How much do guides and trips cost?

That depends. To hire a guide just to do a day hike, you can expect to pay COP 35,000 - 45,000 per person, depending on your bargaining skills. For 2 people to do the 6 day trek, it's about 150,000 per person. Of course the more people you can get to go, the cheaper it becomes. Post on the Lonely Planet forum to find hiking buddies.


How much do hotels/hostels in Guican and El Cocuy cost?

You can find cheaper hospedajes in either Guican or El Cocuy for about the same price as a hostel in Bogota. The nicer options usually have restaurants in them and cost maybe 30% more than a hostel in Bogota (fall 2010, that's about COP 20,000). There are plenty of options in both cities; consult your Lonely Planet guide or simply get off the bus once you arrive and walk around a bit, the cities aren't very large.


How much do the cabanas close to the park cost?

The cabanas close to the park are more expensive the hospedajes in El Cocuy and Guican, on average about 50% more. As of fall 2010 the cabanas were 20,000-30,000 a night. You're paying for convenience here; it's great to be able to wake up in the morning, step out of your room and be on the trail.

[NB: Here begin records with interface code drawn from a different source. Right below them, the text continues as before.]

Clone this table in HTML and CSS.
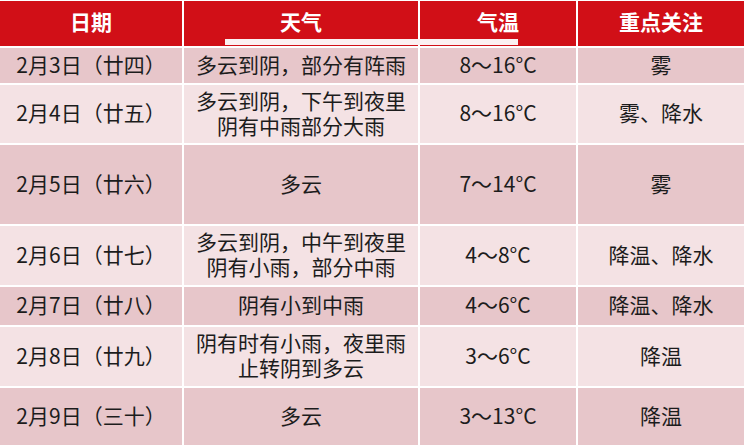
FILE: index.html
```html
<!DOCTYPE html>
<html lang="zh">
<head>
<meta charset="utf-8">
<link rel="stylesheet" href="styles.css">
</head>
<body>
<div class="table">
  <div class="row head">
    <div class="cell">日期</div>
    <div class="cell">天气</div>
    <div class="cell">气温</div>
    <div class="cell">重点关注</div>
  </div>
  <div class="row dark r1">
    <div class="cell">2月3日（廿四）</div>
    <div class="cell">多云到阴，部分有阵雨</div>
    <div class="cell">8～16°C</div>
    <div class="cell">雾</div>
  </div>
  <div class="row light r2">
    <div class="cell">2月4日（廿五）</div>
    <div class="cell multi"><span class="line">多云到阴，下午到夜里</span><span class="line">阴有中雨部分大雨</span></div>
    <div class="cell">8～16°C</div>
    <div class="cell">雾、降水</div>
  </div>
  <div class="row dark r3">
    <div class="cell">2月5日（廿六）</div>
    <div class="cell">多云</div>
    <div class="cell">7～14°C</div>
    <div class="cell">雾</div>
  </div>
  <div class="row light r4">
    <div class="cell">2月6日（廿七）</div>
    <div class="cell multi"><span class="line">多云到阴，中午到夜里</span><span class="line">阴有小雨，部分中雨</span></div>
    <div class="cell">4～8°C</div>
    <div class="cell">降温、降水</div>
  </div>
  <div class="row dark r5">
    <div class="cell">2月7日（廿八）</div>
    <div class="cell">阴有小到中雨</div>
    <div class="cell">4～6°C</div>
    <div class="cell">降温、降水</div>
  </div>
  <div class="row light r6">
    <div class="cell">2月8日（廿九）</div>
    <div class="cell multi"><span class="line">阴有时有小雨，夜里雨</span><span class="line">止转阴到多云</span></div>
    <div class="cell">3～6°C</div>
    <div class="cell">降温</div>
  </div>
  <div class="row dark r7">
    <div class="cell">2月9日（三十）</div>
    <div class="cell">多云</div>
    <div class="cell">3～13°C</div>
    <div class="cell">降温</div>
  </div>
</div>
</body>
</html>
```

FILE: styles.css
```css
html, body {
  margin: 0;
  padding: 0;
  background: #ffffff;
}
body {
  width: 744px;
  height: 447px;
  overflow: hidden;
  font-family: "Noto Sans CJK SC", "Noto Sans", sans-serif;
}
.table {
  display: flex;
  flex-direction: column;
  gap: 2px;
  width: 742px;
}
.row {
  display: grid;
  grid-template-columns: 182px 234px 156px 166px;
  column-gap: 2px;
}
.cell {
  display: flex;
  align-items: center;
  justify-content: center;
  text-align: center;
  font-size: 21px;
  line-height: 25px;
  color: #1c1c1c;
  padding-bottom: 3px;
  box-sizing: border-box;
}
.multi {
  flex-direction: column;
}
.line {
  display: block;
  height: 25px;
  line-height: 25px;
  overflow: visible;
}
.head {
  position: relative;
  height: 45px;
  margin-top: 1px;
}
.head .cell {
  background: #d10f17;
  color: #ffffff;
  font-weight: bold;
  padding-bottom: 5px;
}
.head::after {
  content: "";
  position: absolute;
  left: 225px;
  width: 293px;
  top: 38px;
  height: 6px;
  background: #fbf1f2;
}
.dark .cell { background: #e7c6ca; }
.light .cell { background: #f4e2e4; }
.r1 { height: 35px; }
.r2 { height: 58px; }
.r3 { height: 79px; }
.r4 { height: 59px; }
.r5 { height: 38px; }
.r6 { height: 59px; }
.r7 { height: 57px; }
```
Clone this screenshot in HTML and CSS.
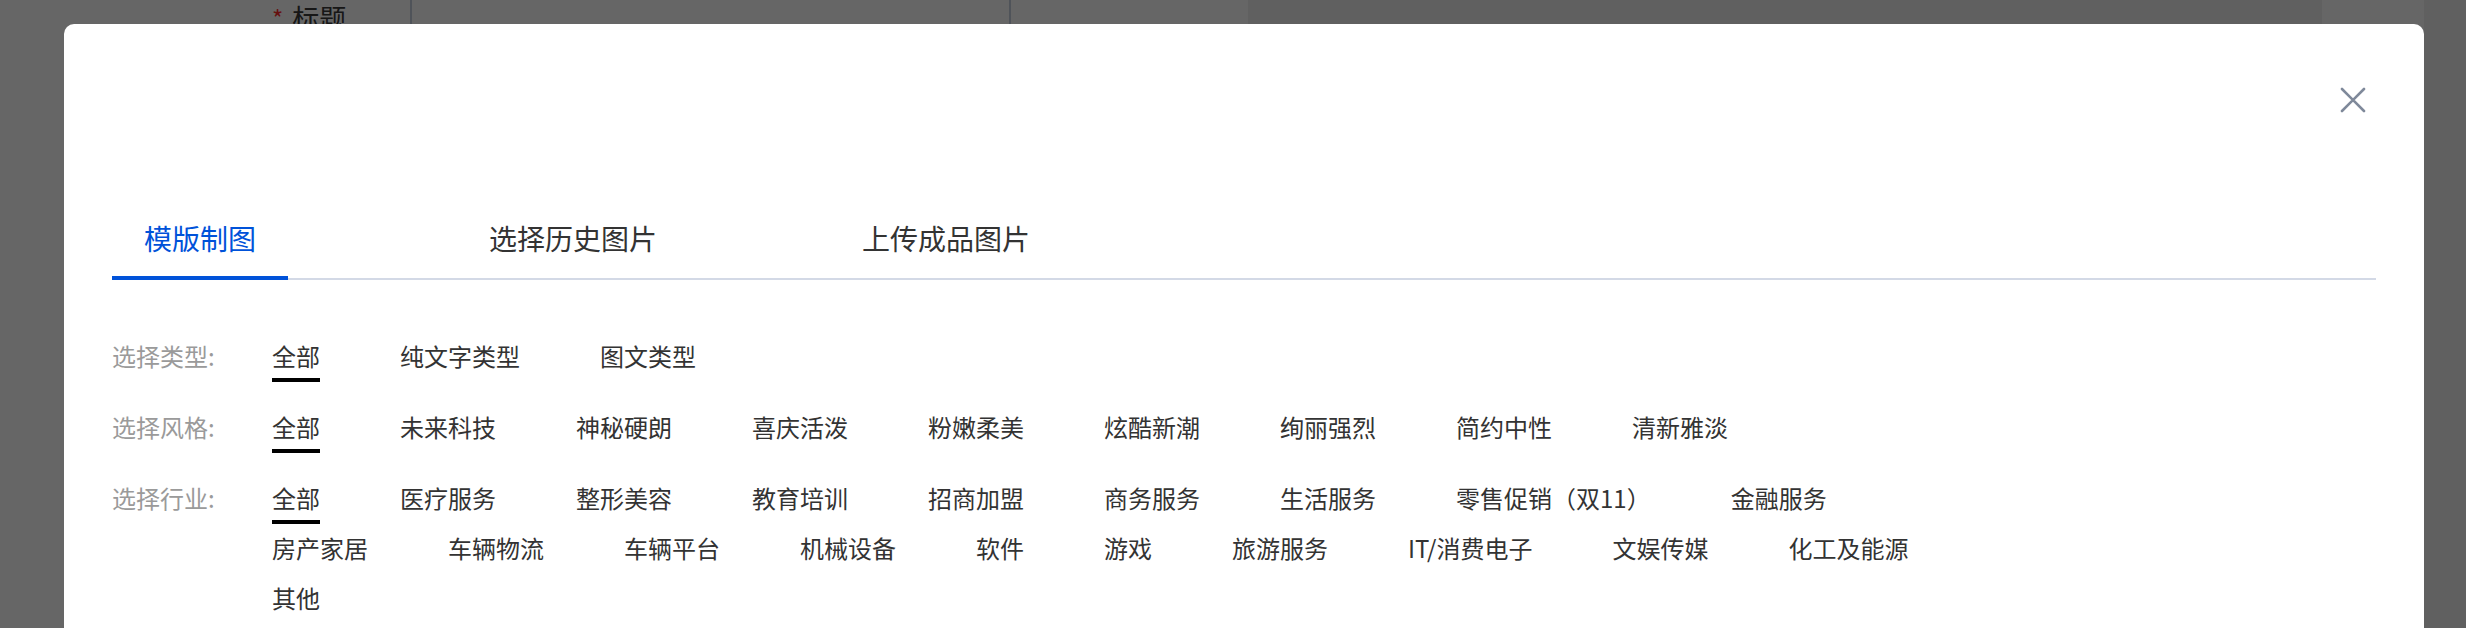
FILE: index.html
```html
<!DOCTYPE html>
<html lang="zh-CN">
<head>
<meta charset="utf-8">
<title>模版制图</title>
<link rel="stylesheet" href="styles.css">
</head>
<body>
<div class="page">
  <div class="page-row">
    <div class="cell cell-label"><span class="req">*</span><span class="label-text">标题</span></div>
    <div class="cell cell-input"></div>
    <div class="cell cell-a"></div>
    <div class="cell cell-b"></div>
    <div class="cell cell-c"></div>
    <div class="cell cell-d"></div>
  </div>
</div>
<div class="mask"></div>
<div class="modal">
  <div class="modal-header">
    <button class="close" aria-label="关闭">
      <svg width="26" height="26" viewBox="0 0 26 26"><path d="M2 2L24 24M24 2L2 24" stroke="#7f899a" stroke-width="2.6" stroke-linecap="round" fill="none"/></svg>
    </button>
  </div>
  <div class="tabs">
    <div class="tab active">模版制图</div>
    <div class="tab">选择历史图片</div>
    <div class="tab">上传成品图片</div>
  </div>
  <div class="filters">
    <div class="filter-row">
      <div class="filter-label">选择类型:</div>
      <div class="filter-items">
        <span class="item active">全部</span>
        <span class="item">纯文字类型</span>
        <span class="item">图文类型</span>
      </div>
    </div>
    <div class="filter-row">
      <div class="filter-label">选择风格:</div>
      <div class="filter-items">
        <span class="item active">全部</span>
        <span class="item">未来科技</span>
        <span class="item">神秘硬朗</span>
        <span class="item">喜庆活泼</span>
        <span class="item">粉嫩柔美</span>
        <span class="item">炫酷新潮</span>
        <span class="item">绚丽强烈</span>
        <span class="item">简约中性</span>
        <span class="item">清新雅淡</span>
      </div>
    </div>
    <div class="filter-row">
      <div class="filter-label">选择行业:</div>
      <div class="filter-items">
        <span class="item active">全部</span>
        <span class="item">医疗服务</span>
        <span class="item">整形美容</span>
        <span class="item">教育培训</span>
        <span class="item">招商加盟</span>
        <span class="item">商务服务</span>
        <span class="item">生活服务</span>
        <span class="item">零售促销（双11）</span>
        <span class="item">金融服务</span>
        <span class="item">房产家居</span>
        <span class="item">车辆物流</span>
        <span class="item">车辆平台</span>
        <span class="item">机械设备</span>
        <span class="item">软件</span>
        <span class="item">游戏</span>
        <span class="item">旅游服务</span>
        <span class="item">IT/消费电子</span>
        <span class="item">文娱传媒</span>
        <span class="item">化工及能源</span>
        <span class="item">其他</span>
      </div>
    </div>
  </div>
</div>
</body>
</html>
```

FILE: styles.css
```css
html, body {
  margin: 0;
  padding: 0;
  width: 2466px;
  height: 628px;
  overflow: hidden;
  font-family: "Noto Sans CJK SC", "Noto Sans", sans-serif;
  background: #ffffff;
}

.page {
  width: 2466px;
  height: 628px;
}

.page-row {
  display: flex;
  height: 628px;
}

.cell {
  box-sizing: border-box;
  height: 100%;
  flex: none;
}

.cell-label {
  width: 412px;
  padding-left: 272px;
  padding-top: 0;
  border-right: 2px solid #c5cfde;
  font-size: 27px;
  line-height: 36px;
  color: #3a3a3a;
  display: flex;
  align-items: flex-start;
  gap: 9px;
}

.req {
  color: #ff2a2a;
  font-size: 24px;
}

.cell-input {
  width: 599px;
  border-right: 2px solid #c5cfde;
}

.cell-a {
  width: 237px;
}

.cell-b {
  width: 1074px;
  background: #f0f0f0;
}

.cell-c {
  width: 102px;
}

.cell-d {
  flex: 1;
  background: #f0f0f0;
}

.mask {
  position: fixed;
  inset: 0;
  background: rgba(0, 0, 0, 0.6);
}

.modal {
  position: absolute;
  top: 24px;
  left: 64px;
  width: 2360px;
  height: 720px;
  box-sizing: border-box;
  padding: 0 48px;
  background: #ffffff;
  border-radius: 10px;
}

.modal-header {
  height: 194px;
  box-sizing: border-box;
  padding-top: 53px;
  display: flex;
  justify-content: flex-end;
  align-items: flex-start;
}

.close {
  width: 46px;
  height: 46px;
  padding: 0;
  border: 0;
  background: none;
  display: flex;
  align-items: center;
  justify-content: center;
}

.tabs {
  display: flex;
  gap: 197px;
  border-bottom: 2px solid #d3d9e6;
}

.tab {
  width: 176px;
  flex: none;
  text-align: center;
  font-size: 28px;
  line-height: 40px;
  padding-bottom: 18px;
  border-bottom: 4px solid transparent;
  margin-bottom: -2px;
  color: #333333;
  white-space: nowrap;
}

.tab.active {
  color: #0052d9;
  border-bottom-color: #0052d9;
}

.filters {
  margin-top: 60px;
}

.filter-row {
  display: flex;
  margin-bottom: 29px;
}

.filter-label {
  width: 160px;
  flex: none;
  font-size: 24px;
  line-height: 32px;
  color: #9a9a9a;
}

.filter-items {
  display: flex;
  flex-wrap: wrap;
  column-gap: 80px;
  row-gap: 8px;
  max-width: 1680px;
}

.item {
  display: flex;
  flex-direction: column;
  font-size: 24px;
  line-height: 32px;
  color: #333333;
  white-space: nowrap;
}

.item::after {
  content: "";
  height: 4px;
  margin-top: 6px;
  background: transparent;
}

.item.active::after {
  background: #000000;
}
```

Where can I get maps of the park?

The park rangers in Guican and El Cocuy (whom you have to check in with and pay a park fee before going hiking) have basic black and white photocopied maps of the park. If you're doing day hikes or taking a guide you won't need anything more, the trails are well marked. Only if you're planning on doing the 6 day trek by yourself should you strongly consider trying to find a nice color version; random bookstores in Bogota carry them. I've also posted some digital versions on this website.


How do I get into the park from Guican or El Cocuy?

See the All The Info/Trekking section for more details, but your main options are to take el lechero (the milk truck) from El Cocuy, private transportation provided by the cabanas, private transportation provided by the guides, getting lucky and hitching a ride from someone on their way up, or hiking.